Frank McCourt's Teacher Man is good stuff. Finished listening to it on the morning of March 27. His description of an old beat friend reminded me of something in Augustin Burroughs: the one about the house cleaner from hell. But the stories about teaching are as exhausting as the job itself. Hearing McCourt read it has to be an added bonus. Makes me want to read or listen to Angela's Ashes, something I haven't done yet.

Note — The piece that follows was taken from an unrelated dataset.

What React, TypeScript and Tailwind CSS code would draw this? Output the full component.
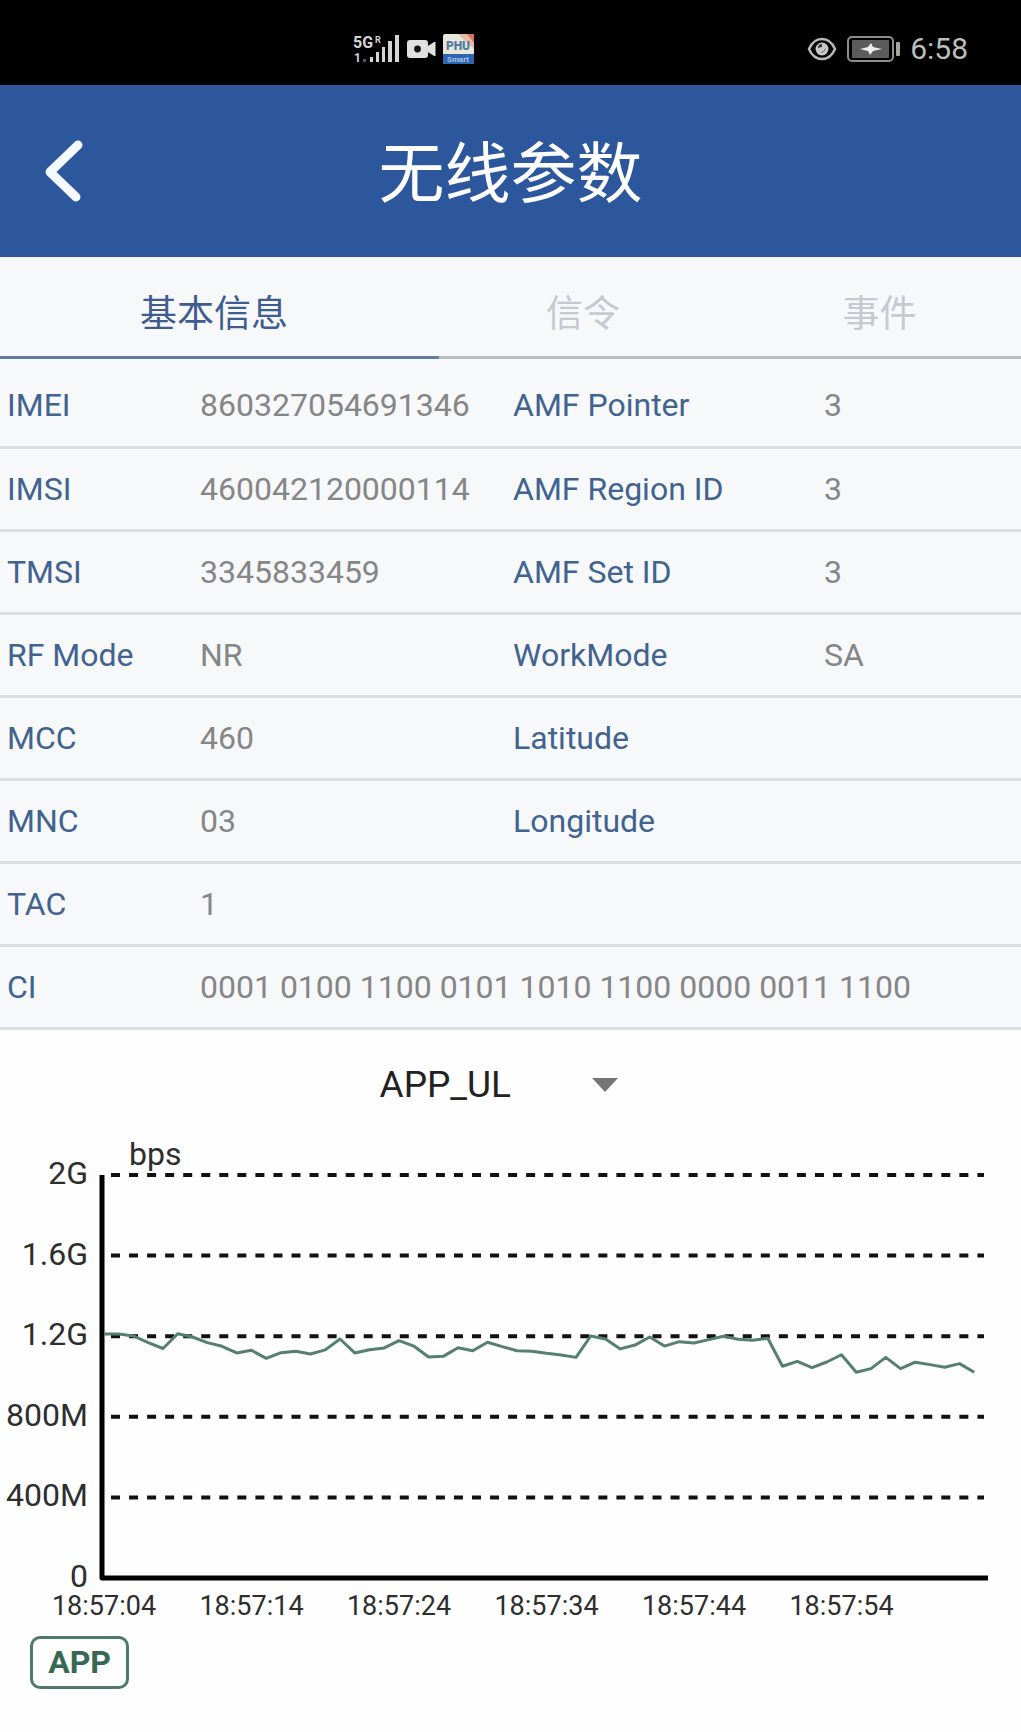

Also in the middle of "Seymour, an Introduction." A remarkable bit of sustained enthusiasm and brotherly affection, though I'm glad he's not providing any of those double haikus. "Raise High the Roofbeam, Carpenters" was also very engaging. I have a lingering sense of deja vu about it.

Monday, March 3, 2008

the expanding universe

It takes a lot of gas to get to the edge. I've been listening to Down and Out in Paris and London. So different from Animal Farm and what I remember of 1984. Funny that reading Orwell as a kid might have shied me away from this gem, even though I'd heard it was good. I'd heard the description of Parisian restaurant work was the best part, but I also love story of the screever named Bozo --someone who could be both intellectual and poor. The gypsy scholar. I suppose that makes me a sucker for the romantic. Oh well. Britain in 1930's, tens of thousands of tramps. Of Mice and Men, but more reminiscent of Never Let Me Go. People on the go. Never Let Me Go. Maybe it's the voice of the reader.